Tuesday, February 24, 2015

History Watch: “The Duchess”

History Watch:

“The Duchess”

When one thinks of a leader of a criminal gang, you would most likely think of a man.  But in the 1930’s there was at least one exception.  This is the story of E. Leta Juanita Spinelli, otherwise known as, “The Duchess.”

Spinelli grew up in the state of Michigan where she got married and she settled down with her husband and her daughter.  All went well until 1939 when Spinelli’s husband suffered a tragic on the job accident when he was shot and killed by members of the Detroit Police Department while he was attempting to rob a bank.

After a brief mourning period, the Duchess decided to move to San Francisco with her 19 year old daughter, Lorraine “Gypsy” Spinelli and they settled into a boarding house in the city.  The move turned out to be good fortune for the Duchess as she soon learned that the house had a large number of, “Dead End” kids living there.  She soon started to make friends with many of them with the help of her daughter who was said to have had her way with most of them.  Spinelli chose four of the young men who lived in the house that she was interested in putting to work.  They were, Albert “One Eye” Ives, 23, Robert Sharrad 18, Gordon Hawkins 21 and Mike Simeone, 32.

Soon, Spinelli was cooking them dinner and driving with them on road trips. One positive attribute that Spinelli had was that she loved to sew and she began to help out the young men by sewing for them.  However, she did not make them clothing or blankets.  Instead she made them all blackjacks.  She did this by sewing two pieces of leather together and filling it with buckshot from shotgun shells.  She then instructed the young men on how to use their new found weapons.

The Duchess schooled them on the art of robbery and murder and she soon became known as, “The mistress of crime.”  For the next year Spinelli’s gang wreaked havoc throughout the San Francisco Bay Area engaging in many muggings, robberies and an occasional murder.  Things started to take a turn for the worse when on 4-7-1940, Albert "One Eye" Ives shot and killed Leland Cash at a BBQ stand in North Beach during a botched robbery.

Apparently the murder bothered gang member Robert Sharrad to no end as he could not stop talking to everyone about the crime. The Duchess decided that something had to be done to silence him so she convened a gang meeting at a hotel in Sacramento with her three other gang members. The Duchess dismissed suggestions about stilettos and bullets but paused when someone mentioned a lethal Mickey Finn.

The Duchess invited all four of her gang members to dinner and when Sharrad was not looking she slipped a lethal dose of poison into his drink.  Spinelli later told police that she viewed it as a, “Mercy Killing” as she really liked the boy.  After consuming his drink, Sharrad met his maker in short order.  The Duchess had her boys take Sharrad to the Sacramento River where they stripped him of his clothing and they put a bathing suit on him and threw him into the water and left his clothes on the shore to make it look like a drowning.

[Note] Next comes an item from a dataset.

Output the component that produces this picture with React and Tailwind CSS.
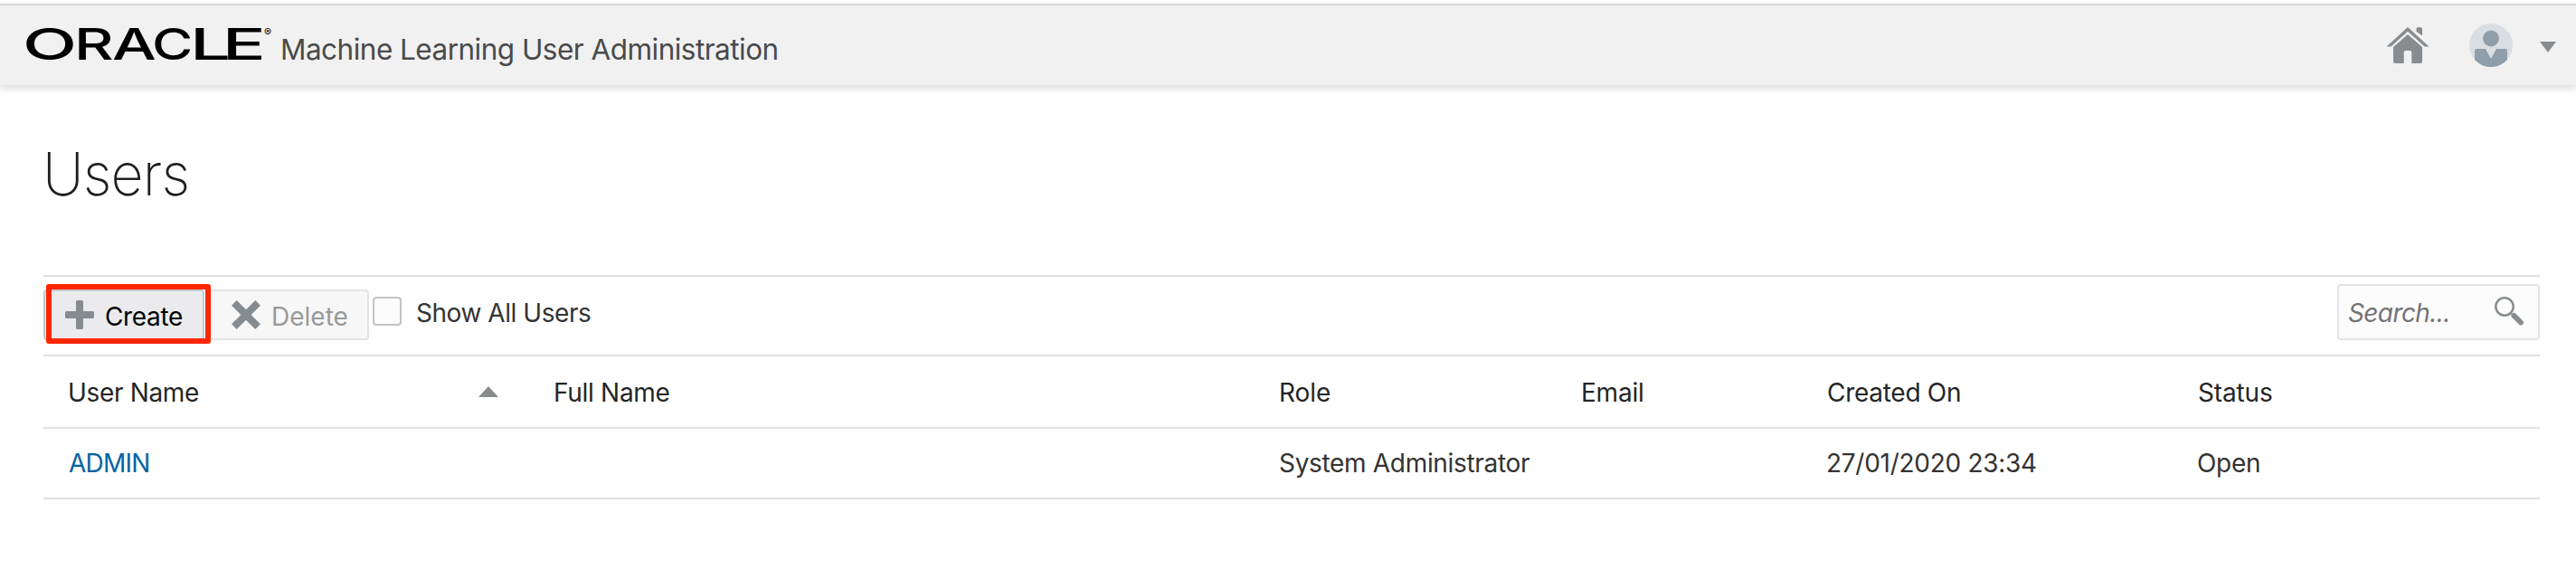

All would have gone just fine had it not been for Albert “One Eye” Ives, who got scared and he went to the police and spilled his guts to them.  Officers found the Duchess in a shelter in Reno and when she was taken into custody she still had the gun in her purse that was used to kill Leland Cash at the BBQ stand in North Beach.

The Duchess had a quick trial and on November 21, 1941 she was put to death in San Quentin’s gas chamber after all pleas to Governor Olsen failed.  She died in 10 minutes and 14 seconds. And just for good measure gang members Gordon Hawkins, and Mike Simeone were also put to death.  Albert "One Eye"  Ives, because of his cooperation with the police was put in a home for the criminally insane.

San Quentin Warden Clinton Duffy, who presided over San Quentin for many years, was quoted as describing the Duchess as, “The coldest hardest character, male or female that I have ever known.”

As the Duchess took her last breath in the gas chamber, she secured her place in law enforcement history by being the first female executed in San Quentin’s gas chamber. Only three other females followed her to that lethal room. They were Louise Peete, executed on 4-11-47, Barbara Graham, executed on 6-3-55 and Elizabeth Ann “Ma” Duncan, executed on  4-8-62.  All of them had been convicted of murder.  At San Quentin a total of 215 people were hanged and 196 were executed in the gas chamber, four of them women.

Attached is a photo of Leta Juanita “The Duchess” Spinelli taken just before her execution.  Quite frankly she appears to be a little bored with the whole affair.